Never repaired a sand finish, thank you guys for the help. I'll thin some mud, add sand and give it some practice in the shop.


----------



## Wolfgang (Nov 16, 2008)

This is where a paint tray comes in handy. You can add the sand to the paint in different areas of the tray to get the different sand texture. Roll on the base color, let it dry and then you can add the sand texture as needed by either brushing or daubing it on. Let it dry thoroughly and top coat if needed to match the sheen and wall texture. Nothing real hard about it, just time consuming - so charge accordingly.


----------



## MIZZOU (Nov 18, 2012)

Wolfgang said:


> This is where a paint tray comes in handy. You can add the sand to the paint in different areas of the tray to get the different sand texture. Roll on the base color, let it dry and then you can add the sand texture as needed by either brushing or daubing it on. Let it dry thoroughly and top coat if needed to match the sheen and wall texture. Nothing real hard about it, just time consuming - so charge accordingly.


I think this is going to be a better option then a hopper on this job. I won't be masking anything off, so not using the hopper will probably be quicker.


----------



## Paradigmzz (May 5, 2010)

Only issue with this is the sand looks more ****ounced on the wall. In mud it has a better smoothed appeareance. Also, with a hopper its much more consistent. Rolled on is patchy and chunky. It will work this way, I think with a hopper is a more pro job but I have rolled on plenty too.


----------



## Paradigmzz (May 5, 2010)

The fact you can't write pro nounced is mega gay.


----------



## Wolfgang (Nov 16, 2008)

Paradigmzz said:


> Only issue with this is the sand looks more ****ounced on the wall. In mud it has a better smoothed appeareance. Also, with a hopper its much more consistent. Rolled on is patchy and chunky. It will work this way, I think with a hopper is a more pro job but I have rolled on plenty too.


It all depends on the existing texture. All of the jobs I've done are random type textures with some larger sand clumps. If it was uniform, then definitely as you said.


----------



## Gough (Nov 24, 2010)

Wolfgang said:


> It all depends on the existing texture. All of the jobs I've done are random type textures with some larger sand clumps.

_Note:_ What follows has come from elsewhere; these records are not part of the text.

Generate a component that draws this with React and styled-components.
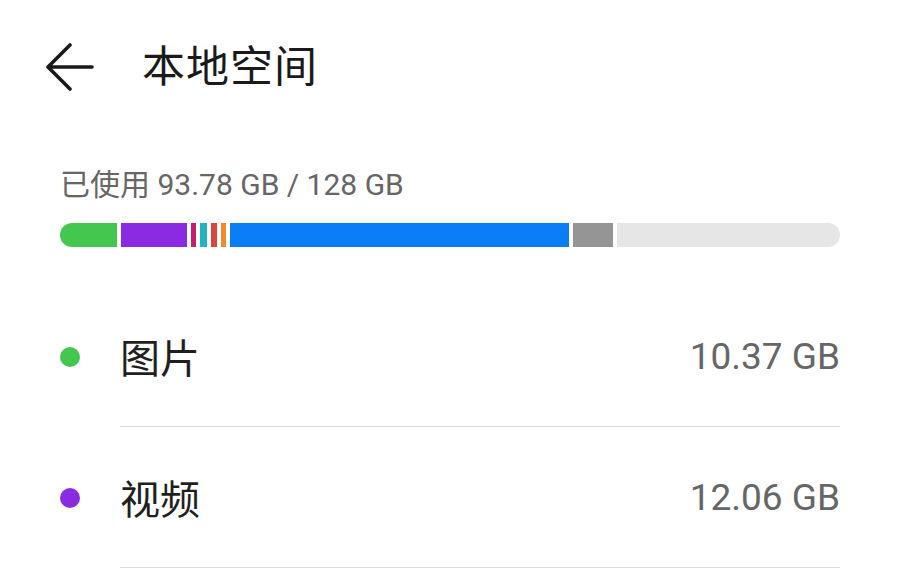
import React from "react";
import styled, { createGlobalStyle } from "styled-components";

const GlobalStyle = createGlobalStyle`
  body {
    margin: 0;
    background: #ffffff;
    font-family: Roboto, "Noto Sans CJK SC", sans-serif;
  }
`;

const Page = styled.div`
  width: 900px;
  height: 586px;
  overflow: hidden;
  background: #ffffff;
`;

const Header = styled.div`
  display: flex;
  align-items: center;
  height: 48px;
  padding: 43px 0 0 46px;
`;

const BackButton = styled.button`
  width: 48px;
  height: 48px;
  padding: 0;
  border: none;
  background: none;
  display: flex;
`;

const Title = styled.h1`
  margin: 0 0 0 48px;
  font-size: 43px;
  line-height: 48px;
  font-weight: 400;
  color: #1a1a1a;
  letter-spacing: 1px;
`;

const Summary = styled.div`
  padding: 0 60px;
  margin-top: 77px;
`;

const UsedText = styled.div`
  font-size: 30px;
  line-height: 34px;
  color: #666666;
`;

const Bar = styled.div`
  display: flex;
  gap: 4px;
  height: 24px;
  margin-top: 21px;
  border-radius: 12px;
  overflow: hidden;
`;

const Segment = styled.div`
  flex: ${(p) => (p.$w ? `0 0 ${p.$w}px` : "1")};
  background: ${(p) => p.$color};
`;

const List = styled.div`
  padding: 0 60px;
  margin-top: 39px;
`;

const Row = styled.div`
  display: flex;
  align-items: stretch;
`;

const DotCell = styled.div`
  width: 60px;
  display: flex;
  align-items: center;
`;

const Dot = styled.span`
  width: 20px;
  height: 20px;
  border-radius: 50%;
  background: ${(p) => p.$color};
`;

const RowBody = styled.div`
  flex: 1;
  height: 140px;
  display: flex;
  align-items: center;
  justify-content: space-between;
  border-bottom: 1px solid #dcdcdc;
`;

const Label = styled.span`
  font-size: 40px;
  color: #1f1f1f;
`;

const Value = styled.span`
  font-size: 37px;
  color: #666666;
`;

const segments = [
  { color: "#43c74e", w: 57 },
  { color: "#8a2be2", w: 66 },
  { color: "#c2206c", w: 5 },
  { color: "#22b2c2", w: 7 },
  { color: "#d9443f", w: 6 },
  { color: "#f08a2e", w: 5 },
  { color: "#0a7ef6", w: 339 },
  { color: "#959595", w: 40 },
  { color: "#e6e6e6" },
];

const items = [
  { name: "图片", size: "10.37 GB", color: "#43c74e" },
  { name: "视频", size: "12.06 GB", color: "#8a2be2" },
];

const BackArrow = () => (
  <svg width="48" height="48" viewBox="0 0 48 48" fill="none">
    <path
      d="M2 24 H46 M24 2 L2 24 L24 46"
      stroke="#1a1a1a"
      strokeWidth="3.6"
      strokeLinecap="round"
      strokeLinejoin="round"
    />
  </svg>
);

export default function App() {
  return (
    <Page>
      <GlobalStyle />
      <Header>
        <BackButton>
          <BackArrow />
        </BackButton>
        <Title>本地空间</Title>
      </Header>

      <Summary>
        <UsedText>已使用 93.78 GB / 128 GB</UsedText>
        <Bar>
          {segments.map((s, i) => (
            <Segment key={i} $color={s.color} $w={s.w} />
          ))}
        </Bar>
      </Summary>

      <List>
        {items.map((item) => (
          <Row key={item.name}>
            <DotCell>
              <Dot $color={item.color} />
            </DotCell>
            <RowBody>
              <Label>{item.name}</Label>
              <Value>{item.size}</Value>
            </RowBody>
          </Row>
        ))}
      </List>
    </Page>
  );
}
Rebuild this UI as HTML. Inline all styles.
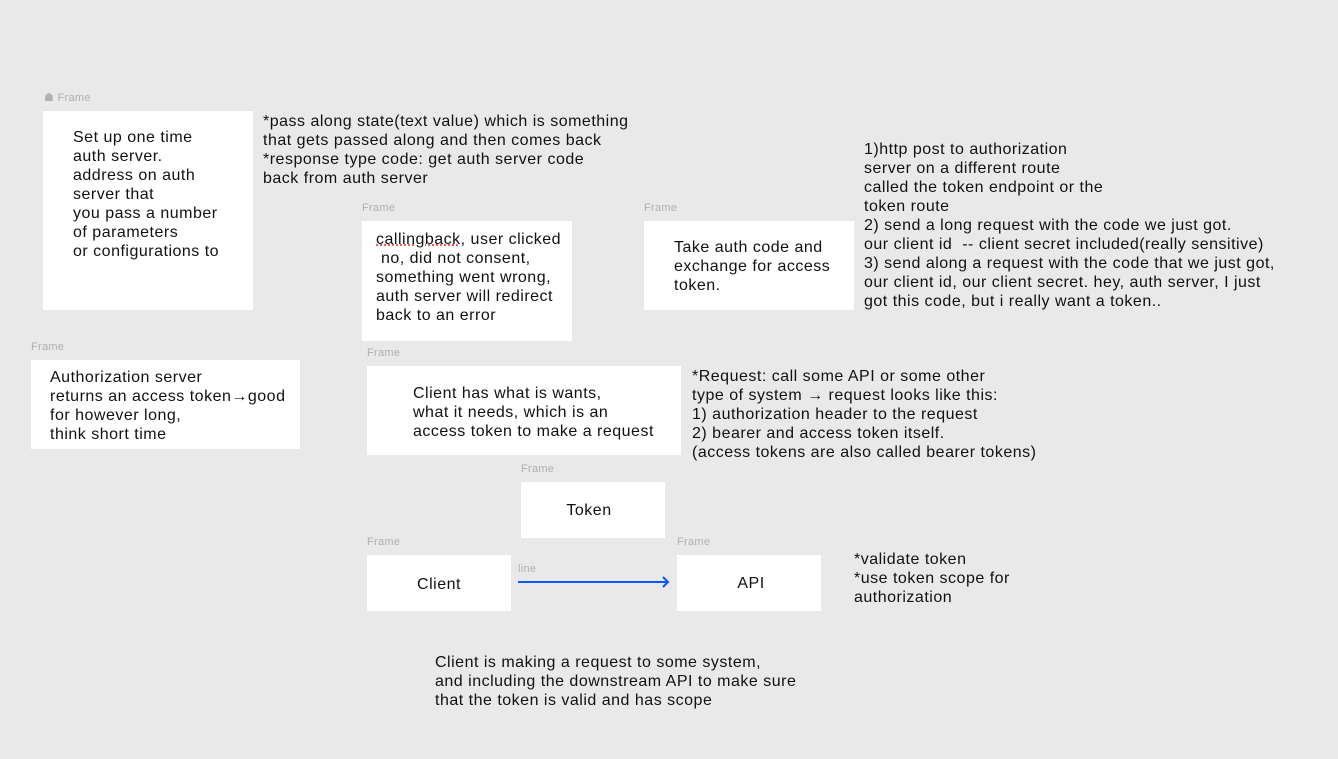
<!DOCTYPE html>
<html><head><meta charset="utf-8"><style>
body{margin:0;width:1338px;height:759px;background:#e9e9e9;position:relative;overflow:hidden;font-family:"Liberation Sans",sans-serif;color:#111}
.b{position:absolute;background:#fff}
.t{position:absolute;font-size:16px;letter-spacing:0.5px;line-height:19px;white-space:pre;margin-top:1px}
.l{position:absolute;font-size:11px;letter-spacing:0.3px;color:#b0b0b0;line-height:13px;margin-top:1px}
</style></head><body>
<div class="l" style="left:44px;top:91px">&#9751; Frame</div>
<div class="b" style="left:43px;top:111px;width:210px;height:199px"></div>
<div class="t" style="left:73px;top:127px">Set up one time
auth server.
address on auth
server that
you pass a number
of parameters
or configurations to</div>
<div class="t" style="left:263px;top:111px">*pass along state(text value) which is something
that gets passed along and then comes back
*response type code: get auth server code
back from auth server</div>

<div class="l" style="left:362px;top:201px">Frame</div>
<div class="b" style="left:362px;top:221px;width:210px;height:120px"></div>
<div class="t" style="left:376px;top:229px"><span style="text-decoration:underline dotted #e33">callingback</span>, user clicked
 no, did not consent,
something went wrong,
auth server will redirect
back to an error</div>

<div class="l" style="left:644px;top:201px">Frame</div>
<div class="b" style="left:644px;top:221px;width:210px;height:89px"></div>
<div class="t" style="left:674px;top:237px">Take auth code and
exchange for access
token.</div>

<div class="t" style="left:864px;top:139px">1)http post to authorization
server on a different route
called the token endpoint or the
token route
2) send a long request with the code we just got.
our client id  -- client secret included(really sensitive)
3) send along a request with the code that we just got,
our client id, our client secret. hey, auth server, I just
got this code, but i really want a token..</div>

<div class="l" style="left:31px;top:340px">Frame</div>
<div class="b" style="left:31px;top:360px;width:269px;height:89px"></div>
<div class="t" style="left:50px;top:367px">Authorization server
returns an access token→good
for however long,
think short time</div>

<div class="l" style="left:367px;top:346px">Frame</div>
<div class="b" style="left:367px;top:366px;width:314px;height:89px"></div>
<div class="t" style="left:413px;top:383px">Client has what is wants,
what it needs, which is an
access token to make a request</div>

<div class="t" style="left:692px;top:366px">*Request: call some API or some other
type of system → request looks like this:
1) authorization header to the request
2) bearer and access token itself.
(access tokens are also called bearer tokens)</div>

<div class="l" style="left:521px;top:462px">Frame</div>
<div class="b" style="left:521px;top:482px;width:144px;height:56px"></div>
<div class="t" style="left:517px;top:500px;width:144px;text-align:center">Token</div>

<div class="l" style="left:367px;top:535px">Frame</div>
<div class="b" style="left:367px;top:555px;width:144px;height:56px"></div>
<div class="t" style="left:367px;top:574px;width:144px;text-align:center">Client</div>

<div class="l" style="left:518px;top:562px">line</div>
<svg style="position:absolute;left:515px;top:572px" width="160" height="20"><path d="M3 10H153M148 5l5 5-5 5" stroke="#0c56ff" stroke-width="2" fill="none"/></svg>

<div class="l" style="left:677px;top:535px">Frame</div>
<div class="b" style="left:677px;top:555px;width:144px;height:56px"></div>
<div class="t" style="left:679px;top:573px;width:144px;text-align:center">API</div>

<div class="t" style="left:854px;top:549px">*validate token
*use token scope for
authorization</div>

<div class="t" style="left:435px;top:652px">Client is making a request to some system,
and including the downstream API to make sure
that the token is valid and has scope</div>
</body></html>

If it was uniform, then definitely as you said.


Most of the sand finish plaster around here has more of the random texture, so the brush technique works well. We also often use some inexpensive block filler after the sand to "bury" the new texture a little, especially in older homes that have many coats of paint.


----------



## MIZZOU (Nov 18, 2012)

View attachment 20612


Here's the stairway on this job, It's a random enough finish I'm going to try brush or weenie roller. I tried the sand finish outta the hopper for fun last night. Definitely needs to be thinner mud then I thought. Para - when you shoot it with a hopper do you knife it after or leave it?


----------



## Hines Painting (Jun 22, 2013)

Attachment not working...


----------



## MIZZOU (Nov 18, 2012)




----------



## MIZZOU (Nov 18, 2012)

I'm going to use the hopper on the patch by the window. This is surprisingly the only really bad spot, the rest are settling cracks.


----------



## Gough (Nov 24, 2010)

MIZZOU said:


> I'm going to use the hopper on the patch by the window. This is surprisingly the only really bad spot, the rest are settling cracks.


Is that really necessary? I think one coat of ProMar 200 should cover that lath just fine, two coats in a pinch.:whistling2: Just get it done.


----------



## Lazerline (Mar 26, 2012)

I had a job like this once where sand was actually a bit too fine and uniform in size. What I had to do was get a bunch of perlite and crush it until it had a comparable texture which gave me a perfect size and texture variation. I then mixed it straight into my primer. Worked great.


----------



## MIZZOU (Nov 18, 2012)

Thanks to everyone for the advice. I decided to brush and roll the sand finish but I'm still curious about shooting it out of a hopper. Just thin it way down and spray it like an orange peel? Thanks again.


----------



## Sir Mixalot (Sep 8, 2009)

MIZZOU said:


> I'm still curious about shooting it out of a hopper. Just thin it way down and spray it like an orange peel? Thanks again.


Yes. :thumbsup:


----------